Ángela Vallvey
Alicante, promontorio al mar
Salpicada de playas y con el horizonte dominado por la silueta de los castillos, esta tierra, que conocieron los griegos, es uno de los grandes paisajes de nuestra geografía
Salpicada de playas y con el horizonte dominado por la silueta de los castillos, esta tierra, que conocieron los griegos, es uno de los grandes paisajes de nuestra geografía.

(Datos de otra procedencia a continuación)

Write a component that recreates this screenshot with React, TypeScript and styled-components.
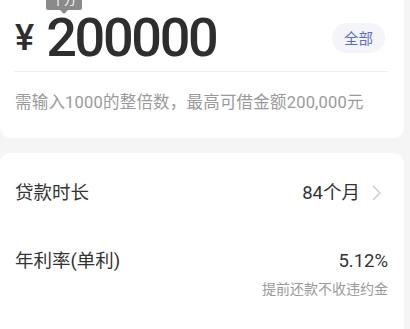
import { createGlobalStyle, styled } from 'styled-components';

const GlobalStyle = createGlobalStyle`
  html, body {
    margin: 0;
    padding: 0;
    background: #f5f5f5;
  }
  body {
    font-family: Roboto, 'Noto Sans CJK SC', sans-serif;
    color: #333;
    overflow: hidden;
  }
`;

const Page = styled.div`
  display: flex;
  flex-direction: column;
  gap: 15px;
  width: 404px;
  height: 329px;
`;

const Card = styled.section<{ $open?: boolean }>`
  background: #fff;
  border-radius: ${(p) => (p.$open ? '10px 10px 0 0' : '0 0 10px 10px')};
  padding: 0 16px 0 14px;
  flex: ${(p) => (p.$open ? '1' : 'none')};
`;

const AmountRow = styled.div`
  position: relative;
  display: flex;
  align-items: center;
  height: 67px;
  padding-top: 4px;
  border-bottom: 1px solid #eeeeee;
`;

const Tip = styled.div`
  position: absolute;
  left: 32px;
  top: -7px;
  width: 36px;
  height: 17px;
  background: #8a8a8a;
  border-radius: 2px;
  color: #fff;
  font-size: 12px;
  line-height: 17px;
  text-align: center;

  &::after {
    content: '';
    position: absolute;
    left: 14px;
    bottom: -4px;
    border-left: 4px solid transparent;
    border-right: 4px solid transparent;
    border-top: 4px solid #8a8a8a;
  }
`;

const Yen = styled.span`
  font-size: 36px;
  line-height: 36px;
  font-weight: 500;
  margin: 0 12px 0 1px;
  color: #2e2e2e;
`;

const Amount = styled.span`
  font-size: 54px;
  line-height: 54px;
  font-weight: 500;
  letter-spacing: -2.3px;
  color: #2e2e2e;
  flex: 1;
`;

const AllButton = styled.button`
  border: none;
  background: #f3f5f9;
  color: #5a6bd2;
  font-family: 'Noto Sans CJK SC', sans-serif;
  font-size: 14.5px;
  height: 30px;
  padding: 0 12px;
  border-radius: 15px;
  margin-right: 3px;
`;

const Hint = styled.p`
  margin: 0;
  padding: 21px 0 25px 1px;
  font-size: 16.5px;
  line-height: 20px;
  color: #9a9a9a;
  letter-spacing: 0.2px;
`;

const Row = styled.div<{ $top: number }>`
  display: flex;
  justify-content: space-between;
  align-items: flex-start;
  padding-top: ${(p) => p.$top}px;
`;

const Label = styled.span`
  font-size: 18.5px;
  line-height: 20px;
  color: #333;
  padding-left: 1px;
`;

const ValueBox = styled.div`
  display: flex;
  flex-direction: column;
  align-items: flex-end;
`;

const Value = styled.span`
  display: flex;
  align-items: center;
  font-size: 18.5px;
  line-height: 20px;
  color: #333;
`;

const Note = styled.span`
  margin-top: 9px;
  font-size: 14px;
  line-height: 18px;
  color: #999;
`;

const Chevron = styled.svg`
  width: 9px;
  height: 16px;
  margin: 0 7px 0 12px;
`;

export default function App() {
  return (
    <>
      <GlobalStyle />
      <Page>
        <Card>
          <AmountRow>
            <Tip>十万</Tip>
            <Yen>¥</Yen>
            <Amount>200000</Amount>
            <AllButton>全部</AllButton>
          </AmountRow>
          <Hint>需输入1000的整倍数，最高可借金额200,000元</Hint>
        </Card>
        <Card $open>
          <Row $top={30}>
            <Label>贷款时长</Label>
            <Value>
              84个月
              <Chevron viewBox='0 0 9 16' fill='none'>
                <path d='M1 1l7 7-7 7' stroke='#c8c8c8' strokeWidth='1.2' />
              </Chevron>
            </Value>
          </Row>
          <Row $top={48}>
            <Label>年利率(单利)</Label>
            <ValueBox>
              <Value>5.12%</Value>
              <Note>提前还款不收违约金</Note>
            </ValueBox>
          </Row>
        </Card>
      </Page>
    </>
  );
}
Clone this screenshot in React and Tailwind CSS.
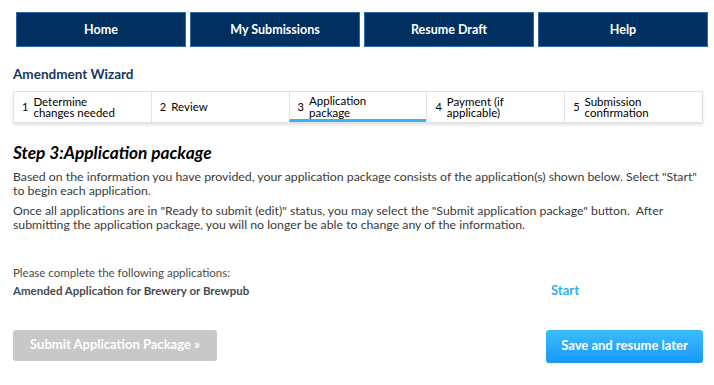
const navItems = ["Home", "My Submissions", "Resume Draft", "Help"];

const steps = [
  { n: 1, label: ["Determine", "changes needed"] },
  { n: 2, label: ["Review"] },
  { n: 3, label: ["Application", "package"], active: true },
  { n: 4, label: ["Payment (if", "applicable)"] },
  { n: 5, label: ["Submission", "confirmation"] },
];

export default function App() {
  return (
    <div
      className="h-[385px] w-[714px] bg-white text-[#333]"
      style={{ fontFamily: 'Lato, "Open Sans", sans-serif' }}
    >
      <nav className="flex gap-[4px] pl-[16px] pt-[12px]">
        {navItems.map((item) => (
          <button
            className="h-[35px] w-[170px] border border-[#2e6aa8] bg-[#00305f] pt-[1px] text-[12.5px] font-bold text-white"
            key={item}
            type="button"
          >
            {item}
          </button>
        ))}
      </nav>

      <div className="pl-[13px] pr-[11px]">
        <h1 className="mt-[19px] text-[13.5px] font-bold leading-[16px] text-[#17375e]">
          Amendment Wizard
        </h1>

        <ol className="mt-[9px] flex h-[32px] border border-[#e1e1e1] shadow-[0_2px_3px_rgba(0,0,0,0.12)]">
          {steps.map((step) => (
            <li
              className={`flex flex-1 items-center gap-[5px] border-l border-[#e1e1e1] pl-[8px] text-[11.5px] leading-[11.5px] text-black first:border-l-0 ${
                step.active ? "border-b-[3px] border-b-[#38b4f0] pt-[2px]" : ""
              }`}
              key={step.n}
            >
              <span className="text-[11px]">{step.n}</span>
              <span>
                {step.label.map((line) => (
                  <span className="block" key={line}>
                    {line}
                  </span>
                ))}
              </span>
            </li>
          ))}
        </ol>

        <h2 className="mt-[20px] text-[17.3px] font-bold italic leading-[20px] text-black">
          Step 3:Application package
        </h2>

        <p className="mt-[7px] text-[12.3px] leading-[14px] text-[#3a3a3a]">
          Based on the information you have provided, your application package
          consists of the application(s) shown below. Select "Start" to begin
          each application.
        </p>
        <p className="mt-[6px] pr-[20px] text-[12.3px] leading-[14px] text-[#3a3a3a]">
          Once all applications are in "Ready to submit (edit)" status, you may
          select the "Submit application package" button.&nbsp; After
          submitting the application package, you will no longer be able to
          change any of the information.
        </p>

        <div className="mt-[33px] text-[11.5px] leading-[16px] text-[#4a4a4a]">
          Please complete the following applications:
        </div>
        <div className="flex items-center">
          <span className="w-[538px] text-[11.5px] font-bold leading-[16px] text-[#4a4a4a]">
            Amended Application for Brewery or Brewpub
          </span>
          <span className="text-[13px] font-bold text-[#2eb0f5]">Start</span>
        </div>

        <div className="mt-[29px] flex justify-between">
          <button
            className="h-[31px] w-[204px] rounded-[3px] bg-[#c8c8c8] text-[13px] font-bold text-white"
            type="button"
          >
            Submit Application Package »
          </button>
          <button
            className="h-[33px] w-[157px] rounded-[3px] bg-gradient-to-b from-[#3cbcff] to-[#1598f6] text-[13px] font-bold text-white"
            type="button"
          >
            Save and resume later
          </button>
        </div>
      </div>
    </div>
  );
}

«Akra Leuké» para los griegos. Promontorio blanco en sus orígenes, que ha terminado siendo tornasolado por el tiempo. Aunque el color blanco aún se cultiva en los balcones de las casas y en los almendros con sus pequeñas flores que despiden destellos de piedra. Alicante tiene playa y montaña, su tierra se desnuda lentamente conforme se deja cautivar por un mar de formas suaves, de perfil acariciador. Aquí las huertas presumen de flores rojas, de granadas en flor y caminos de lajas blanquecinas. Los cielos son como frutas maduras que piensan, color bermellón, con estrellas que parecen hogueras encendidas por pastores modestos que nunca han visto el mar. La herencia árabe se atisba en las palmeras, una pintoresca mesnada vegetal que guarnece el Mediterráneo. El aire es ardiente, africano, los árboles orgullosos se han adentrado en la ciudad huyendo del calor. El litoral se convierte en un campo de gules sobre ondas de azur y plata. Alicante, decían los clásicos, tiene aire oriental, da la impresión de que África, con su calor de oro, se ha encaramado a la península. La Marina alicantina, sin embargo, poseía Torres de Vigía precisamente para prevenir las incursiones árabes. La Aitana, el Castillo de Santa Bárbara, el Castillo de San Fernando, la Sierra de San Julián... muestran su envergadura orgullosa. El saladar de Agua Amarga da una lección de geografía al viajero. El mar es tibio y azul, y acaricia la piel de los bañistas como en una canción sobre amores de verano. Llueve poco en Alicante. Sus inviernos son tenues. Una bendición para los pobres energéticos. Pero cuando la lluvia se deja caer, arrasa con la violencia de su terrible gota fría lo que se le pone por delante.
Alicante forma ya un área metropolitana junto con Elche, la antigua fortaleza blanca empieza a convertirse en una conurbación donde el cemento toma el color del oro gracias a la luz del mar. La ciudad está rodeada de colinas; el Castillo de Santa Bárbara acecha arrogante, con la seguridad que otorga el tiempo sobrevivido. Las playas son amables con el visitante, recorren de norte a sur su geografía. Y las calas bendicen al visitante con su cálida arena. La isla de Tabarca y el cabo de Santa Pola atraen a los turistas que buscan envolverse con el fulgor del mar. Desde el Castillo de San Fernando la vista es blanca y azul, verde y rojiza. La ciudad se despereza frente a los ojos, se muestra calmada y caliente, acogedora. Alicante se puede ver desde sus castillos, que son balcones de la historia que nunca se cansan de contemplar el transcurrir del tiempo. El mar se enciende en lontananza, y el campo y la ciudad de nácar hacen buenas migas bajo el aire inflamado.
Su mundo vegetal está poblado de madroños, hierbas de San Juan, mirtos, nogales y tomillos. En la isla de Tabarca vive un pequeño zoo de especies vertebradas y aves marinas. Un reino animal de fantasía a los pies de unos castillos de aire romántico. Esta es una ciudad de corazón liberal que resurgió de cortes igualmente liberales, y ha hecho de la tolerancia una de sus mejores formas de vida, por eso aquí buscan refugio aquellos que huyen del invierno de la historia, los que gustan de meter sus pies dentro del agua, los agentes secretos atmosféricos que escapan de las brumas, y turistas cansados de otear la línea del horizonte que persiguen una vida apacible al borde de la playa, a la sombra de la humilde pero exultante palmera, bajo los cielos despejados de una primavera eterna.